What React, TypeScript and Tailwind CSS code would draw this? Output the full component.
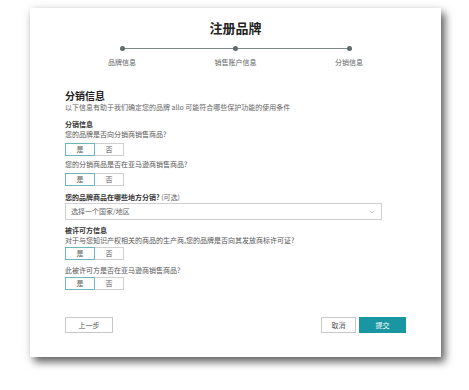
import { ChevronDown } from "lucide-react";

function YesNo() {
  return (
    <div className="flex h-[13px] w-[59px] text-[7px] leading-none text-[#555]">
      <div className="flex flex-1 items-center justify-center border border-[#6bb8bf] bg-white">是</div>
      <div className="flex flex-1 items-center justify-center border border-l-0 border-[#cfcfcf] bg-white">否</div>
    </div>
  );
}

export default function App() {
  const steps = ["品牌信息", "销售账户信息", "分销信息"];

  return (
    <div
      className="h-[390px] w-[469px] bg-white pl-[30px] pt-[8px]"
      style={{ fontFamily: '"Noto Sans CJK SC", "Noto Sans", sans-serif' }}
    >
      <div className="flex h-[349px] w-[411px] flex-col bg-white pt-[12px] shadow-[4px_5px_8px_rgba(0,0,0,0.6),0_0_10px_rgba(0,0,0,0.08)]">
        <h1 className="text-center text-[13px] font-bold leading-[16px] text-[#222]">注册品牌</h1>

        {/* stepper */}
        <div className="mx-auto mt-[10px] flex w-[232px] items-center">
          <span className="h-[5px] w-[5px] rounded-full bg-[#5f6b6b]" />
          <span className="h-[1.5px] flex-1 bg-[#7d8787]" />
          <span className="h-[5px] w-[5px] rounded-full bg-[#5f6b6b]" />
          <span className="h-[1.5px] flex-1 bg-[#7d8787]" />
          <span className="h-[5px] w-[5px] rounded-full bg-[#5f6b6b]" />
        </div>
        <div className="mx-auto mt-[6px] flex w-[307px] justify-between">
          {steps.map((s) => (
            <span key={s} className="w-[80px] text-center text-[7px] leading-[10px] text-[#666]">
              {s}
            </span>
          ))}
        </div>

        <div className="flex flex-col px-[35px] pt-[23px]">
          <h2 className="text-[10px] font-bold leading-[12px] text-[#222]">分销信息</h2>
          <p className="text-[7px] leading-[10px] text-[#666]">
            以下信息有助于我们确定您的品牌 allo 可能符合哪些保护功能的使用条件
          </p>

          <p className="mt-[7px] text-[7px] font-bold leading-[10px] text-[#333]">分销信息</p>
          <p className="text-[7px] leading-[10px] text-[#555]">您的品牌是否向分销商销售商品?</p>
          <div className="mt-[4px]">
            <YesNo />
          </div>

          <p className="mt-[3px] text-[7px] leading-[10px] text-[#555]">您的分销商品是否在亚马逊商销售商品?</p>
          <div className="mt-[4px]">
            <YesNo />
          </div>

          <p className="mt-[6px] text-[7px] leading-[10px] text-[#333]">
            <span className="font-bold">您的品牌商品在哪些地方分销?</span>
            <span className="text-[#666]"> (可选)</span>
          </p>
          <div className="mt-[1px] flex h-[17px] w-[317px] items-center justify-between border border-[#cfcfcf] pl-[5px] pr-[5px] text-[7px] text-[#666]">
            <span>选择一个国家/地区</span>
            <ChevronDown size={8} strokeWidth={1.5} className="text-[#999]" />
          </div>

          <p className="mt-[5px] text-[7px] font-bold leading-[10px] text-[#333]">被许可方信息</p>
          <p className="text-[7px] leading-[10px] text-[#555]">
            对于与您知识产权相关的商品的生产商,您的品牌是否向其发放商标许可证?
          </p>
          <div className="mt-[2px]">
            <YesNo />
          </div>

          <p className="mt-[5px] text-[7px] leading-[10px] text-[#555]">此被许可方是否在亚马逊商销售商品?</p>
          <div className="mt-[2px]">
            <YesNo />
          </div>

          <div className="mt-[27px] flex items-center justify-between">
            <button className="h-[16px] w-[48px] border border-[#c8c8c8] bg-white text-[7px] text-[#555]">上一步</button>
            <div className="flex gap-[3px]">
              <button className="h-[16px] w-[35px] border border-[#c8c8c8] bg-white text-[7px] text-[#555]">取消</button>
              <button className="h-[16px] w-[47px] bg-[#1a96a3] text-[7px] text-white">提交</button>
            </div>
          </div>
        </div>
      </div>
    </div>
  );
}
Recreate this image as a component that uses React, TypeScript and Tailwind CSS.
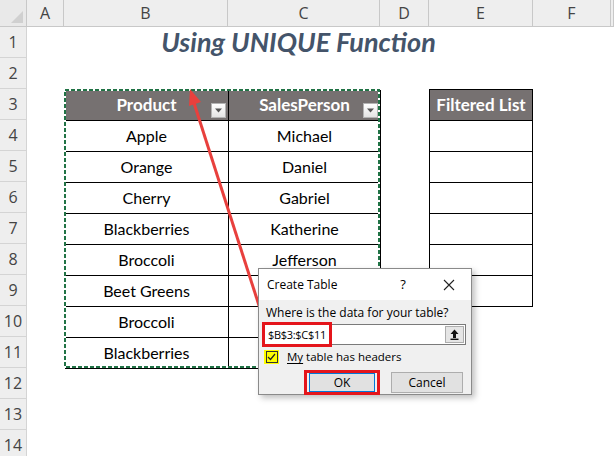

= = =

Do this: Restate the whole listing above exactly, please, omitting every image.

Solution for this task:
What React, TypeScript and Tailwind CSS code would draw this? Output the full component.
import { ChevronDown } from "lucide-react";

function YesNo() {
  return (
    <div className="flex h-[13px] w-[59px] text-[7px] leading-none text-[#555]">
      <div className="flex flex-1 items-center justify-center border border-[#6bb8bf] bg-white">是</div>
      <div className="flex flex-1 items-center justify-center border border-l-0 border-[#cfcfcf] bg-white">否</div>
    </div>
  );
}

export default function App() {
  const steps = ["品牌信息", "销售账户信息", "分销信息"];

  return (
    <div
      className="h-[390px] w-[469px] bg-white pl-[30px] pt-[8px]"
      style={{ fontFamily: '"Noto Sans CJK SC", "Noto Sans", sans-serif' }}
    >
      <div className="flex h-[349px] w-[411px] flex-col bg-white pt-[12px] shadow-[4px_5px_8px_rgba(0,0,0,0.6),0_0_10px_rgba(0,0,0,0.08)]">
        <h1 className="text-center text-[13px] font-bold leading-[16px] text-[#222]">注册品牌</h1>

        {/* stepper */}
        <div className="mx-auto mt-[10px] flex w-[232px] items-center">
          <span className="h-[5px] w-[5px] rounded-full bg-[#5f6b6b]" />
          <span className="h-[1.5px] flex-1 bg-[#7d8787]" />
          <span className="h-[5px] w-[5px] rounded-full bg-[#5f6b6b]" />
          <span className="h-[1.5px] flex-1 bg-[#7d8787]" />
          <span className="h-[5px] w-[5px] rounded-full bg-[#5f6b6b]" />
        </div>
        <div className="mx-auto mt-[6px] flex w-[307px] justify-between">
          {steps.map((s) => (
            <span key={s} className="w-[80px] text-center text-[7px] leading-[10px] text-[#666]">
              {s}
            </span>
          ))}
        </div>

        <div className="flex flex-col px-[35px] pt-[23px]">
          <h2 className="text-[10px] font-bold leading-[12px] text-[#222]">分销信息</h2>
          <p className="text-[7px] leading-[10px] text-[#666]">
            以下信息有助于我们确定您的品牌 allo 可能符合哪些保护功能的使用条件
          </p>

          <p className="mt-[7px] text-[7px] font-bold leading-[10px] text-[#333]">分销信息</p>
          <p className="text-[7px] leading-[10px] text-[#555]">您的品牌是否向分销商销售商品?</p>
          <div className="mt-[4px]">
            <YesNo />
          </div>

          <p className="mt-[3px] text-[7px] leading-[10px] text-[#555]">您的分销商品是否在亚马逊商销售商品?</p>
          <div className="mt-[4px]">
            <YesNo />
          </div>

          <p className="mt-[6px] text-[7px] leading-[10px] text-[#333]">
            <span className="font-bold">您的品牌商品在哪些地方分销?</span>
            <span className="text-[#666]"> (可选)</span>
          </p>
          <div className="mt-[1px] flex h-[17px] w-[317px] items-center justify-between border border-[#cfcfcf] pl-[5px] pr-[5px] text-[7px] text-[#666]">
            <span>选择一个国家/地区</span>
            <ChevronDown size={8} strokeWidth={1.5} className="text-[#999]" />
          </div>

          <p className="mt-[5px] text-[7px] font-bold leading-[10px] text-[#333]">被许可方信息</p>
          <p className="text-[7px] leading-[10px] text-[#555]">
            对于与您知识产权相关的商品的生产商,您的品牌是否向其发放商标许可证?
          </p>
          <div className="mt-[2px]">
            <YesNo />
          </div>

          <p className="mt-[5px] text-[7px] leading-[10px] text-[#555]">此被许可方是否在亚马逊商销售商品?</p>
          <div className="mt-[2px]">
            <YesNo />
          </div>

          <div className="mt-[27px] flex items-center justify-between">
            <button className="h-[16px] w-[48px] border border-[#c8c8c8] bg-white text-[7px] text-[#555]">上一步</button>
            <div className="flex gap-[3px]">
              <button className="h-[16px] w-[35px] border border-[#c8c8c8] bg-white text-[7px] text-[#555]">取消</button>
              <button className="h-[16px] w-[47px] bg-[#1a96a3] text-[7px] text-white">提交</button>
            </div>
          </div>
        </div>
      </div>
    </div>
  );
}
Recreate this image as a component that uses React, TypeScript and Tailwind CSS.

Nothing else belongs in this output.